Towards evening the wind jumped round to NNW., and fell considerably. In the course of the night we sighted two more English ships of the auxiliary cruiser type, but neither of them took the slightest notice of us. Our luck in this respect began to seem a little uncanny. Could there be something behind it? Did the English know about our coming? In that case caution was doubly necessary, for if our plans had been betrayed, there would be no lack of patrolling craft on the Irish coast.
My orders tied me to a definite time of arrival. This was two days off. To arrive an hour too soon or too late might spoil everything, for no one would be expecting me. We measured off distances on the chart. There could be no doubt about it that if we continued steaming at our present pace we should make Tralee a day too soon—an eventuality which had appeared so improbable that none of those who planned our voyage had taken it into account.
With the intention of running in on the evening of the next day, as this would be the most favourable time for us, I steered south-east at reduced speed, intending to approach the steamer track.

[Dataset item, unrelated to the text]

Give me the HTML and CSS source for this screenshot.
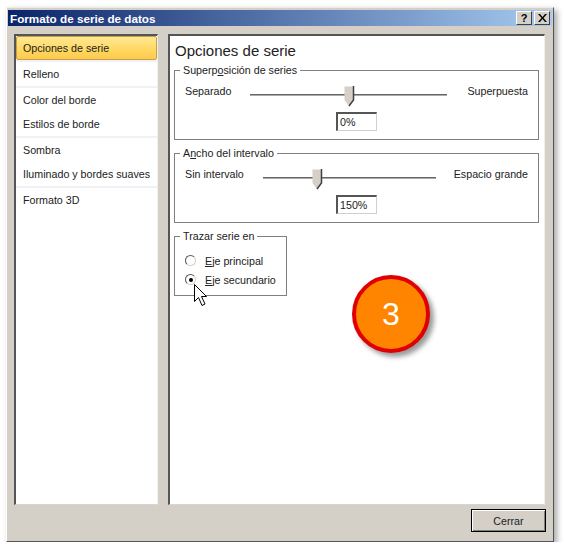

So far, of course, I had avoided it. While I was sketching out the plan of action for the next day, there came a knock at the door. 'Well, Battermann,' I said to the signalman, who entered, 'what is it? Surely not another of them?'
'Just what it is, captain. Another of these Englishmen. Three miles away on our starboard beam. We saw him just coming out of a squall.'
As I came on deck a long black steamer with narrow funnels was steaming down on us at full speed. The first-officer had meanwhile given the order for emergency stations, and was steaming, with the usual reduced speed, on an easterly course. We might thus be supposed to be coming from America.
'The "conjurer's box" is watertight,' came the report from below, and the usual 'bag of tricks' was hurriedly passed down. It was high time, for the Englishman was approaching us with alarming rapidity. He looked as if he meant to bite us, damn him!
'Down, Hector! Down, sir!' The dog was barking furiously on the forecastle head. They must have heard him clearly on the English ship, for we, on our part, could hear the ringing of their engine-room telegraph.
She stopped her engines scarcely five hundred yards away. Now for the prize crew, thought I. But as I had no desire for a closer acquaintance, I kept the Aud waddling quietly along at a 'speed'—if you can call it so—of five knots. We carried on meanwhile, as if the English ship was not there.
She was an old Oriental liner of some 6000 tons burden, and somehow I could not help thinking that I had seen her before. Suddenly I remembered. Of course, it was on that very promenade deck that I had spent a pleasant hour or two at a reception held on board her, in Fremantle, West Australia. What a contrast the deck presented then and now! Instead of the fair faces and gay summer frocks, which then made so pleasing a picture, some dozens of English bluejackets were crowded at the rail, watching us curiously, and where the comfortable liner deck-chairs had stood, a couple of grim-looking three-inch guns were turning their ugly muzzles on us.
Whether she perhaps expected us to wish her a polite good-morning, I do not know, but any way, instead of her old tattered scrap of bunting, she suddenly ran up a brand-new ensign. No doubt she wanted to impress us. However, we Norwegians were far too phlegmatic to worry ourselves about little things like that. And so everything remained just as it was before. No boat was lowered; no prize crew came on board.